The “e” in Cat 5e stands for “Enhanced.” There are no physical differences between Cat 5 and Cat 5e cables, but 5e Ethernet is built under more stringent testing standards to eliminate crosstalk — i.e. the unwanted transfer of signals between communication channels. Cat 5e is currently the most common type of Ethernet, namely due to its low production cost and its ability to support faster speeds than the original Cat 5 cables.

Cat 6

Cat 6 cables support much higher bandwidths than Cat 5 and Cat 5e cables, though they’re also more expensive. Cat 6 cables are more tightly wound than those of their predecessor, and are often outfitted with foil or braided shielding. This shielding protects the twisted pairs of wires inside the Ethernet cable, helping to prevent crosstalk and noise interference.

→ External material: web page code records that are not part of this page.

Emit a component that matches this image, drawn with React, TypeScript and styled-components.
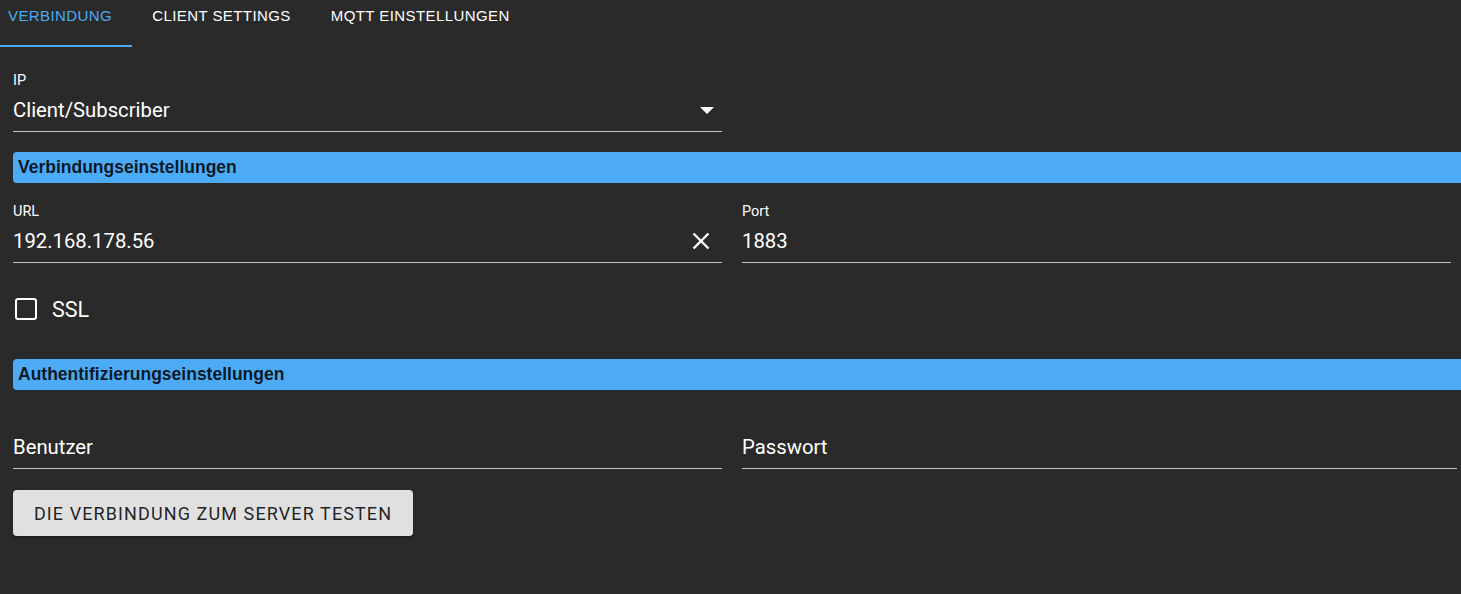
import React from 'react';
import styled, { createGlobalStyle } from 'styled-components';

const GlobalStyle = createGlobalStyle`
	html, body {
		margin: 0;
		padding: 0;
		background: #2a2a2a;
		overflow: hidden;
	}
	* {
		box-sizing: border-box;
	}
`;

const Page = styled.div`
	width: 1461px;
	height: 594px;
	background: #2a2a2a;
	color: #fff;
	font-family: Roboto, 'Liberation Sans', sans-serif;
	overflow: hidden;
`;

const TabBar = styled.div`
	display: flex;
	height: 47px;
	margin-left: -12px;
`;

const Tab = styled.div<{ $active?: boolean }>`
	position: relative;
	padding: 7px 20px 0;
	height: 47px;
	font-family: 'Liberation Sans', Arial, sans-serif;
	font-size: 15px;
	line-height: 17px;
	letter-spacing: 0.42px;
	text-transform: uppercase;
	color: ${(p) => (p.$active ? '#4dabf5' : '#ffffff')};
	white-space: nowrap;

	&::after {
		content: '';
		display: ${(p) => (p.$active ? 'block' : 'none')};
		position: absolute;
		left: 0;
		right: 0;
		bottom: 0;
		height: 2px;
		background: #4dabf5;
	}
`;

const Form = styled.div`
	display: flex;
	flex-direction: column;
	padding: 25px 0 0 13px;
`;

const Row = styled.div<{ $top?: number }>`
	display: flex;
	gap: 20px;
	margin-top: ${(p) => p.$top ?? 0}px;
`;

const FieldBox = styled.div<{ $width: number }>`
	display: flex;
	flex-direction: column;
	width: ${(p) => p.$width}px;
`;

const Label = styled.div`
	height: 16px;
	font-size: 14.5px;
	line-height: 18px;
	color: #ffffff;
`;

const InputLine = styled.div`
	display: flex;
	align-items: center;
	height: 44px;
	padding-top: 1px;
	border-bottom: 1px solid rgba(255, 255, 255, 0.72);
`;

const Value = styled.div`
	flex: 1;
	font-size: 20.3px;
	color: #ffffff;
`;

const Adornment = styled.div<{ $right: number }>`
	display: flex;
	align-items: center;
	justify-content: center;
	width: 24px;
	margin-right: ${(p) => p.$right}px;
`;

const SectionBar = styled.div<{ $top: number }>`
	margin-top: ${(p) => p.$top}px;
	width: 1460px;
	height: 31px;
	padding: 0 0 0 5px;
	display: flex;
	align-items: center;
	background: #4dabf5;
	border-radius: 4px;
	font-family: 'Liberation Sans', Arial, sans-serif;
	font-weight: bold;
	font-size: 17.5px;
	color: rgba(0, 0, 0, 0.87);
`;

const CheckRow = styled.label`
	display: flex;
	align-items: center;
	gap: 15px;
	height: 92px;
	padding-left: 2px;
	font-size: 21.5px;
	color: #fff;
`;

const CheckBox = styled.span`
	width: 22px;
	height: 22px;
	border: 2px solid #fff;
	border-radius: 3px;
`;

const TestButton = styled.button`
	margin-top: 21px;
	width: 400px;
	height: 46px;
	border: none;
	border-radius: 4px;
	background: #e0e0e0;
	box-shadow: 0 2px 3px rgba(0, 0, 0, 0.3);
	font-family: Roboto, 'Liberation Sans', sans-serif;
	font-size: 18px;
	letter-spacing: 1.1px;
	text-transform: uppercase;
	color: rgba(0, 0, 0, 0.87);
	cursor: pointer;
`;

interface FieldProps {
	label?: string;
	value: string;
	width?: number;
	adornment?: React.ReactNode;
	adornmentRight?: number;
}

function Field({ label, value, width = 709, adornment, adornmentRight = 8 }: FieldProps) {
	return (
		<FieldBox $width={width}>
			<Label>{label}</Label>
			<InputLine>
				<Value>{value}</Value>
				{adornment && <Adornment $right={adornmentRight}>{adornment}</Adornment>}
			</InputLine>
		</FieldBox>
	);
}

const DropArrow = () => (
	<svg width="14" height="7" viewBox="0 0 14 7">
		<path d="M0 0 L14 0 L7 7 Z" fill="#fff" />
	</svg>
);

const ClearIcon = () => (
	<svg width="18" height="18" viewBox="0 0 18 18">
		<path d="M1.5 1.5 L16.5 16.5 M16.5 1.5 L1.5 16.5" stroke="#fff" strokeWidth="2.4" />
	</svg>
);

export default function App() {
	return (
		<Page>
			<GlobalStyle />
			<TabBar>
				<Tab $active>Verbindung</Tab>
				<Tab>Client Settings</Tab>
				<Tab>MQTT Einstellungen</Tab>
			</TabBar>
			<Form>
				<Field label="IP" value="Client/Subscriber" adornment={<DropArrow />} adornmentRight={3} />
				<SectionBar $top={20}>Verbindungseinstellungen</SectionBar>
				<Row $top={20}>
					<Field label="URL" value="192.168.178.56" adornment={<ClearIcon />} adornmentRight={9} />
					<Field label="Port" value="1883" />
				</Row>
				<CheckRow>
					<CheckBox />
					SSL
				</CheckRow>
				<SectionBar $top={4}>Authentifizierungseinstellungen</SectionBar>
				<Row $top={19}>
					<Field value="Benutzer" />
					<Field value="Passwort" width={715} />
				</Row>
				<div>
					<TestButton>Die Verbindung zum Server testen</TestButton>
				</div>
			</Form>
		</Page>
	);
}
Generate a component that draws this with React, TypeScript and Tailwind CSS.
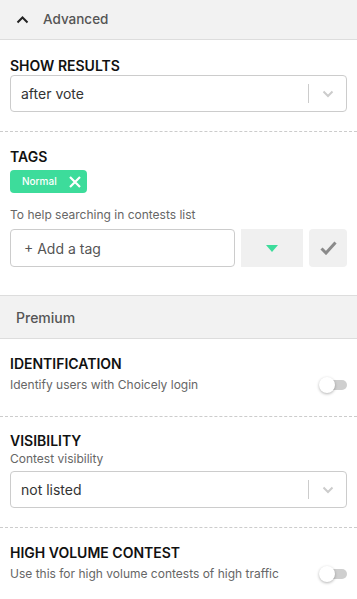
import React from "react";

const font = { fontFamily: "Inter, 'Noto Sans', sans-serif" };

function Chevron() {
  return (
    <svg width="12" height="8" viewBox="0 0 12 8" fill="none">
      <path d="M1.5 1.5 L6 6 L10.5 1.5" stroke="#cccccc" strokeWidth="2" />
    </svg>
  );
}

function Select({ value }: { value: string }) {
  return (
    <div className="flex h-[37px] items-center rounded-[4px] border border-[#cccccc] bg-white">
      <span className="flex-1 pl-[10px] text-[14px] text-[#333333]">{value}</span>
      <div className="h-[19px] w-px bg-[#cccccc]" />
      <div className="flex w-[37px] items-center justify-center">
        <Chevron />
      </div>
    </div>
  );
}

function Toggle() {
  return (
    <div className="relative h-[16px] w-[28px] shrink-0">
      <div className="absolute right-0 top-[3px] h-[10px] w-[22px] rounded-full bg-[#cfcfcf]" />
      <div className="absolute left-0 top-[0px] h-[16px] w-[16px] rounded-full bg-white shadow-[0_1px_3px_rgba(0,0,0,0.3)]" />
    </div>
  );
}

function Label({ children }: { children: React.ReactNode }) {
  return <div className="text-[14px] font-semibold leading-4 text-[#111111]">{children}</div>;
}

export default function App() {
  return (
    <div style={font} className="w-[357px] bg-white">
      {/* Advanced header */}
      <div className="flex h-[40px] items-center gap-[14px] border-b border-[#dddddd] bg-[#f2f2f2] pl-[16px]">
        <svg width="13" height="8" viewBox="0 0 13 8" fill="none">
          <path d="M1.5 6.5 L6.5 1.5 L11.5 6.5" stroke="#222222" strokeWidth="2" />
        </svg>
        <span className="text-[13.5px] font-medium text-[#555555]">Advanced</span>
      </div>

      {/* Show results */}
      <div className="px-[10px] pb-[19px] pt-[18px]">
        <Label>SHOW RESULTS</Label>
        <div className="mt-px">
          <Select value="after vote" />
        </div>
      </div>

      {/* Tags */}
      <div className="border-t border-dashed border-[#cccccc] px-[10px] pb-[28px] pt-[17px]">
        <Label>TAGS</Label>
        <div className="mt-[5px] flex">
          <div className="flex h-[23px] items-center gap-[12px] rounded-[4px] bg-[#3ddc9b] pl-[12px] pr-[6px]">
            <span className="text-[10px] font-medium text-white">Normal</span>
            <svg width="12" height="12" viewBox="0 0 12 12" fill="none">
              <path d="M1 1 L11 11 M11 1 L1 11" stroke="white" strokeWidth="2.2" />
            </svg>
          </div>
        </div>
        <div className="mt-[14px] text-[12px] leading-4 text-[#666666]">To help searching in contests list</div>
        <div className="mt-[6px] flex h-[38px] gap-[6px]">
          <div className="flex w-[225px] items-center rounded-[4px] border border-[#cccccc] pl-[13px] text-[14px] text-[#555555]">
            + Add a tag
          </div>
          <div className="flex w-[62px] items-center justify-center bg-[#f0f0f0]">
            <svg width="12" height="7" viewBox="0 0 12 7">
              <path d="M0 0 L12 0 L6 7 Z" fill="#3ddc9b" />
            </svg>
          </div>
          <div className="flex w-[38px] items-center justify-center rounded-[4px] bg-[#f0f0f0]">
            <svg width="17" height="14" viewBox="0 0 17 14" fill="none">
              <path d="M1.5 7.5 L6 12 L15.5 1.5" stroke="#8a8a8a" strokeWidth="3" />
            </svg>
          </div>
        </div>
      </div>

      {/* Premium header */}
      <div className="flex h-[44px] items-center border-y border-[#dddddd] bg-[#f2f2f2] pl-[16px]">
        <span className="text-[14px] font-medium text-[#555555]">Premium</span>
      </div>

      {/* Identification */}
      <div className="px-[10px] pb-[23px] pt-[17px]">
        <Label>IDENTIFICATION</Label>
        <div className="mt-[5px] flex items-center justify-between">
          <span className="text-[12px] leading-4 text-[#666666]">Identify users with Choicely login</span>
          <Toggle />
        </div>
      </div>

      {/* Visibility */}
      <div className="border-t border-dashed border-[#cccccc] px-[10px] pb-[19px] pt-[16px]">
        <Label>VISIBILITY</Label>
        <div className="mt-[2px] text-[12px] leading-4 text-[#666666]">Contest visibility</div>
        <div className="mt-[4px]">
          <Select value="not listed" />
        </div>
      </div>

      {/* High volume */}
      <div className="border-t border-dashed border-[#cccccc] px-[10px] pb-[20px] pt-[17px]">
        <Label>HIGH VOLUME CONTEST</Label>
        <div className="mt-[5px] flex items-center justify-between">
          <span className="text-[12px] leading-4 text-[#666666]">Use this for high volume contests of high traffic</span>
          <Toggle />
        </div>
      </div>
    </div>
  );
}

Cat-6 cables can technically support speeds up to 10 Gbps, but can only do so for up to 55 meters.

Cat 6a

The “a” in Cat 6a stands for “Augmented.” In comparison to the regular Cat 6 cables, 6a cables support twice the maximum bandwidth, and are capable of maintaining higher transmission speeds over longer cable lengths. Cat 6a cables are always shielded, and their sheathing — which is thick enough to eliminate crosstalk completely — makes for a much denser, less flexible cable than Cat 6.

Cat 7

Cat 7 cables utilize the newest widely-available Ethernet technology, and support higher bandwidths and significantly faster transmission speeds than Cat 6 cables. They’re proportionally more expensive than other Ethernet cables, though their performance reflects their premium price tag. Cat 7 cables are capable of reaching up to 100 Gbps at a range of 15 meters, making them an excellent choice for connecting modems or routers directly to your devices. Cat 7 cables are always shielded, too, and use a modified GigaGate45 connector, which is backwards compatible with regular Ethernet ports.

Cat 8

Cat 8 cables are still in development. We can expect them to hit the market relatively soon, however, with faster maximum speeds and higher maximum bandwidths than Cat 7 cables.